I need to read the ATILLA stuff closely - I keep forgetting it

I didn't put that very well I wasn't trying to imply that G80's L2 is huge - but if a huge L2 for RMW is coming, then that's where it would be. I guess.

Yeah, in graphics "caches" tend to find the "right size" extremely readily. So an entire set of render targets will always be out of scope for L2. Anyway, some would argue that the RMW penalty of graphics is what keeps it honest, what enables it to be embarrassingly parallel.

How much more performance do you think NVidia needs here? 10s of % will come with a clock boost. Orders of magnitude (to match the zixel rate of G80?) may be a step too far?

I don't know how bad the mismatch is with G80. Arguably G92's mismatch would be lower, anyway (if it has less ROPs) and if 2x G92 is the new enthusiast part, then AFR takes care of this.

Whoops, yeah, that's going the wrong way on triangle count.

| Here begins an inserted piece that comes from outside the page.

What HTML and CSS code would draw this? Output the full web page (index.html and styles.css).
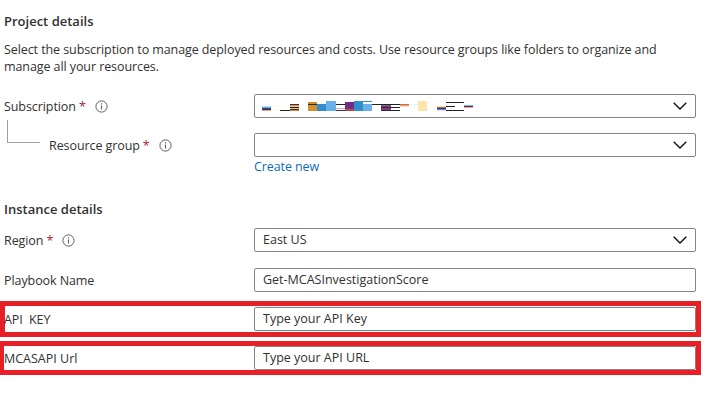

Not a good idea.

Jawed

 

Being able to bind depth in a view in the shader with MSAA on, plus the per-RT blend mode should both be renderstate changes/considerations at the application level. The latter seems more expensive to me at the hardware level actually, especially with the increase in the number of possible RTs that comes with D3D10. Might be wrong, since accessing depth while compression will be on is hardly trivial.

 

Why not? Modern hardware is effectively tiling anyway as a pixel batch makes it way out of the ROP. Cache increases to improve blending performance shouldn't have to be that extravangant? I don't see the OM being any more programmable than it has to be for this architecture anyway, and thus still fixed hardware.

The front end of the chip seems to benefit more from the general idea than helping to get data out at the end.